N° S.21.0030.F
ÉTAT BELGE, représenté par le ministre de l’Économie et du Travail, dont le cabinet est établi à Bruxelles, rue Ducale, 61, agissant par la direction des amendes administratives, dont les bureaux sont établis à Anderlecht, rue Ernest Blerot, 1,
demandeur en cassation,
représenté par Maître Willy van Eeckhoutte, avocat à la Cour de cassation, dont le cabinet est établi à Gand, Drie Koningenstraat, 3, où il est fait élection de domicile,
contre
HG TRAVEL-AUTOS, société à responsabilité limitée, dont le siège est établi à Ath (Maffle), chaussée de Mons, 484, inscrite à la banque-carrefour des entreprises sous le numéro 0810.811.914,
défenderesse en cassation.
I. La procédure devant la Cour
Le pourvoi en cassation est dirigé contre l’arrêt rendu le 5 février 2021 par la cour du travail de Mons.
Le 15 novembre 2023, l’avocat général Hugo Mormont a déposé des conclusions au greffe.
Le président de section Mireille Delange a fait rapport et l’avocat général Hugo Mormont a été entendu en ses conclusions.
II. Le moyen de cassation
Dans la requête en cassation, jointe au présent arrêt en copie certifiée conforme, le demandeur présente un moyen.
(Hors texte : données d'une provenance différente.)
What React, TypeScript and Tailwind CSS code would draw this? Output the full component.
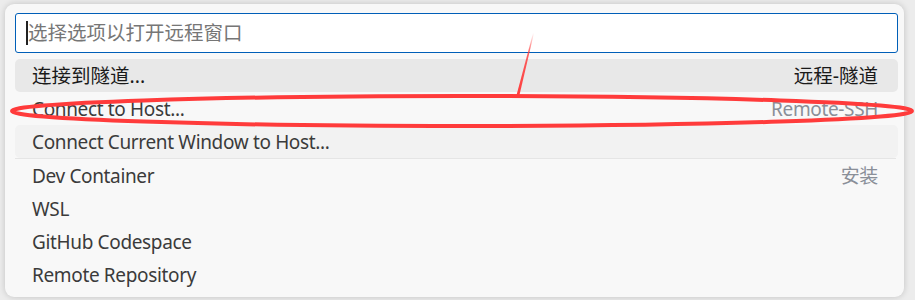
import React from "react";

const font = { fontFamily: '"Noto Sans", "Noto Sans CJK SC", sans-serif' };

type Item = { label: string; right?: string; kind?: "active" | "hover" | "none"; rightDark?: boolean; cjk?: boolean };

function Row({ label, right, kind = "none", rightDark, cjk }: Item) {
  const bg = kind === "active" ? "bg-[#e8e8e8]" : kind === "hover" ? "bg-[#f2f2f2]" : "";
  const txt = kind === "active" ? "text-[#1a1a1a]" : "text-[#3b3b3b]";
  const size = cjk ? "text-[19.5px]" : "text-[19px] tracking-[-0.35px]";
  return (
    <div className={`h-[33px] flex items-center justify-between pl-[17px] pr-[20px] rounded-[5px] ${cjk ? "" : "pt-[2px]"} ${bg}`}>
      <span className={`${size} leading-none ${txt}`}>{label}</span>
      {right && (
        <span className={`${size} leading-none ${rightDark ? "text-[#1a1a1a]" : "text-[#8a8f98]"}`}>{right}</span>
      )}
    </div>
  );
}

export default function App() {
  return (
    <div className="w-[915px] h-[300px] bg-[#ececec] overflow-hidden relative pt-[4px] pl-[5px]" style={font}>
      <div className="w-[899px] h-[293px] bg-[#f8f8f8] rounded-[9px] shadow-[0_0_6px_rgba(0,0,0,0.18)] pt-[9px] pl-[10px] pr-[6px] flex flex-col">
        <div className="h-[40px] border border-[#005fb8] rounded-[3px] bg-white flex items-center pl-[10px]">
          <div className="w-[2px] h-[24px] bg-[#222]" />
          <span className="text-[19.5px] leading-none text-[#767676]">选择选项以打开远程窗口</span>
        </div>
        <div className="mt-[6px] flex flex-col">
          <Row label="连接到隧道..." right="远程-隧道" kind="active" rightDark cjk />
          <Row label="Connect to Host..." right="Remote-SSH" />
          <Row label="Connect Current Window to Host..." kind="hover" />
          <div className="h-px bg-[#e5e5e5] mr-[2px]" />
          <Row label="Dev Container" right="安装" />
          <Row label="WSL" />
          <Row label="GitHub Codespace" />
          <Row label="Remote Repository" />
        </div>
      </div>
      <svg className="absolute left-0 top-0 pointer-events-none" width="915" height="300" viewBox="0 0 915 300">
        <defs>
          <linearGradient id="fade" x1="0" y1="1" x2="0" y2="0">
            <stop offset="0%" stopColor="#ff3b3b" stopOpacity="1" />
            <stop offset="70%" stopColor="#ff3b3b" stopOpacity="0.8" />
            <stop offset="100%" stopColor="#ff3b3b" stopOpacity="0" />
          </linearGradient>
        </defs>
        <ellipse cx="462" cy="111" rx="450" ry="15" fill="none" stroke="#ff3b3b" strokeWidth="4" />
        <polygon points="516,97 519,97 534,33 533,33" fill="url(#fade)" />
      </svg>
    </div>
  );
}
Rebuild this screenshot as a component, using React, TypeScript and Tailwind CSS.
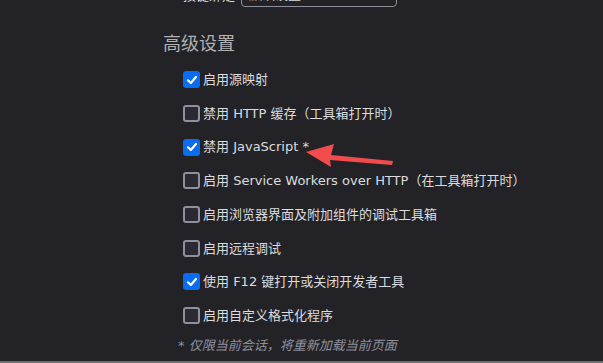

III. La décision de la Cour
Sur le moyen :
Aux termes de l’article 1er de l’arrêté royal du 13 mars 1973 instituant la commission paritaire pour les employés du commerce international, du transport et de la logistique, il est institué une commission paritaire, n° 140, dénommée « commission paritaire du transport et de la logistique », compétente pour les travailleurs dont l’occupation est de caractère principalement manuel et leurs employeurs et ce, pour toutes les entreprises de transport routier pour compte de tiers ; les autobus et les autocars à l’exclusion des autobus urbains ; les taxis et tout autre transport tant hippomobile qu’automobile pour compte de tiers.
L’arrêté royal du 22 janvier 2010 instituant des sous-commissions paritaires du transport et de la logistique et fixant leur dénomination et leur compétence institue la sous-commission paritaire pour les taxis, n° 140.02, compétente pour les travailleurs dont l’occupation est de caractère principalement manuel et leurs employeurs et ce, pour les entreprises pour le transport en taxi.
L’arrêté royal du 29 octobre 2013 pris en exécution de l'article 337/2, § 3, de la loi-programme (I) du 27 décembre 2006 en ce qui concerne la nature des relations de travail qui se situent dans le cadre de l'exécution des activités ressortissant au champ d'application de la sous-commission paritaire pour les taxis et de la commission paritaire du transport et de la logistique, uniquement pour les activités de location de voitures avec chauffeur et de taxis collectifs, vise, en vertu de son article 2, les activités de transport en taxi ressortissant à la sous-commission paritaire pour les taxis et les activités de location de voitures avec chauffeur ou de taxis collectifs ressortissant à la commission paritaire du transport et de la logistique.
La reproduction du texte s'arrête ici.